All the data should be repeated exactly. Any image in it is left out.

[Start]

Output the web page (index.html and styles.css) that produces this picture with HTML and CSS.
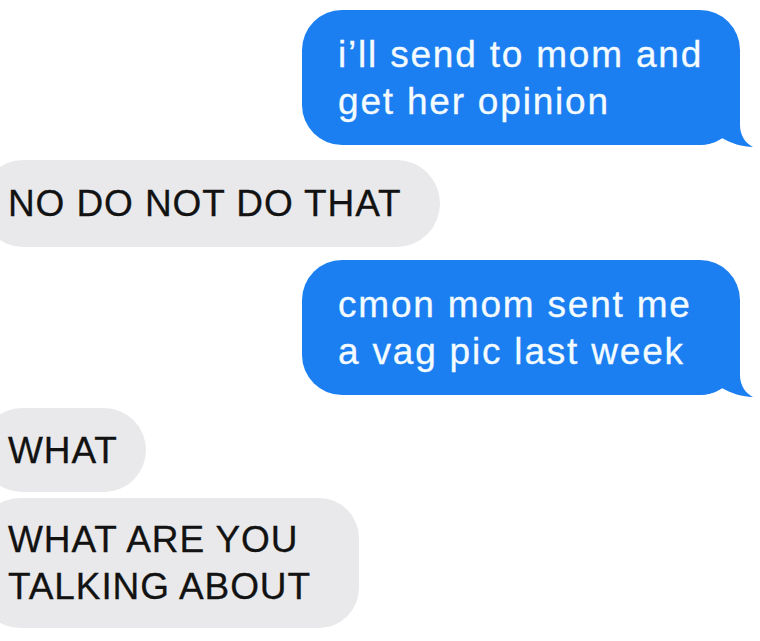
FILE: index.html
```html
<!DOCTYPE html>
<html lang="en">
<head>
<meta charset="utf-8">
<title>Messages</title>
<link rel="stylesheet" href="styles.css">
</head>
<body>
<div class="thread">
  <div class="msg out first">
    <p class="text">i’ll send to mom and<br>get her opinion</p>
    <svg class="tail" width="56" height="50" viewBox="0 0 56 50"><path d="M0 5 L40 5 L40 25 C40 35 45 43 53 47 C43 47 30 43 22 38 C16 42 8 45 0 45 Z"/></svg>
  </div>
  <div class="msg in">
    <p class="text">NO DO NOT DO THAT</p>
  </div>
  <div class="msg out">
    <p class="text">cmon mom sent me<br>a vag pic last week</p>
    <svg class="tail" width="56" height="50" viewBox="0 0 56 50"><path d="M0 5 L40 5 L40 25 C40 35 45 43 53 47 C43 47 30 43 22 38 C16 42 8 45 0 45 Z"/></svg>
  </div>
  <div class="msg in short">
    <p class="text">WHAT</p>
  </div>
  <div class="msg in follow">
    <p class="text">WHAT ARE YOU<br>TALKING ABOUT</p>
  </div>
</div>
</body>
</html>
```
FILE: styles.css
```css
html, body {
  margin: 0;
  padding: 0;
  background: #ffffff;
  overflow: hidden;
}
body {
  width: 760px;
  height: 641px;
  font-family: "Liberation Sans", Arial, sans-serif;
}
.thread {
  display: flex;
  flex-direction: column;
  gap: 13px;
  padding-top: 10px;
}
.msg {
  position: relative;
  box-sizing: border-box;
  border-radius: 42px;
}
.text {
  margin: 0;
  font-size: 37px;
  line-height: 47px;
  white-space: nowrap;
}
.out {
  align-self: flex-end;
  margin-right: 20px;
  width: 438px;
  padding: 20.5px 30px 20.5px 36px;
  background: #1b7ff1;
  border-radius: 40px;
}
.out .text {
  color: #f3fbff;
  letter-spacing: 1.8px;
  -webkit-text-stroke: 0.3px #f3fbff;
}
.first {
  margin-bottom: 2px;
}
.in {
  align-self: flex-start;
  margin-left: -20px;
  padding: 20px 38px 20px 28px;
  background: #e9e9eb;
  border-radius: 44px;
}
.in .text {
  color: #121212;
  letter-spacing: 0.9px;
  -webkit-text-stroke: 0.3px #121212;
}
.short {
  padding-top: 18.5px;
  padding-bottom: 18.5px;
  padding-right: 28px;
}
.follow {
  margin-top: -7px;
  padding-top: 18px;
  padding-bottom: 18px;
  padding-right: 48px;
  border-radius: 40px;
}
.tail {
  position: absolute;
  right: -16px;
  bottom: -5px;
  fill: #1b7ff1;
}
```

[End]

• Exercise result:
Output the web page (index.html and styles.css) that produces this picture with HTML and CSS.
FILE: index.html
```html
<!DOCTYPE html>
<html lang="en">
<head>
<meta charset="utf-8">
<title>Messages</title>
<link rel="stylesheet" href="styles.css">
</head>
<body>
<div class="thread">
  <div class="msg out first">
    <p class="text">i’ll send to mom and<br>get her opinion</p>
    <svg class="tail" width="56" height="50" viewBox="0 0 56 50"><path d="M0 5 L40 5 L40 25 C40 35 45 43 53 47 C43 47 30 43 22 38 C16 42 8 45 0 45 Z"/></svg>
  </div>
  <div class="msg in">
    <p class="text">NO DO NOT DO THAT</p>
  </div>
  <div class="msg out">
    <p class="text">cmon mom sent me<br>a vag pic last week</p>
    <svg class="tail" width="56" height="50" viewBox="0 0 56 50"><path d="M0 5 L40 5 L40 25 C40 35 45 43 53 47 C43 47 30 43 22 38 C16 42 8 45 0 45 Z"/></svg>
  </div>
  <div class="msg in short">
    <p class="text">WHAT</p>
  </div>
  <div class="msg in follow">
    <p class="text">WHAT ARE YOU<br>TALKING ABOUT</p>
  </div>
</div>
</body>
</html>
```
FILE: styles.css
```css
html, body {
  margin: 0;
  padding: 0;
  background: #ffffff;
  overflow: hidden;
}
body {
  width: 760px;
  height: 641px;
  font-family: "Liberation Sans", Arial, sans-serif;
}
.thread {
  display: flex;
  flex-direction: column;
  gap: 13px;
  padding-top: 10px;
}
.msg {
  position: relative;
  box-sizing: border-box;
  border-radius: 42px;
}
.text {
  margin: 0;
  font-size: 37px;
  line-height: 47px;
  white-space: nowrap;
}
.out {
  align-self: flex-end;
  margin-right: 20px;
  width: 438px;
  padding: 20.5px 30px 20.5px 36px;
  background: #1b7ff1;
  border-radius: 40px;
}
.out .text {
  color: #f3fbff;
  letter-spacing: 1.8px;
  -webkit-text-stroke: 0.3px #f3fbff;
}
.first {
  margin-bottom: 2px;
}
.in {
  align-self: flex-start;
  margin-left: -20px;
  padding: 20px 38px 20px 28px;
  background: #e9e9eb;
  border-radius: 44px;
}
.in .text {
  color: #121212;
  letter-spacing: 0.9px;
  -webkit-text-stroke: 0.3px #121212;
}
.short {
  padding-top: 18.5px;
  padding-bottom: 18.5px;
  padding-right: 28px;
}
.follow {
  margin-top: -7px;
  padding-top: 18px;
  padding-bottom: 18px;
  padding-right: 48px;
  border-radius: 40px;
}
.tail {
  position: absolute;
  right: -16px;
  bottom: -5px;
  fill: #1b7ff1;
}
```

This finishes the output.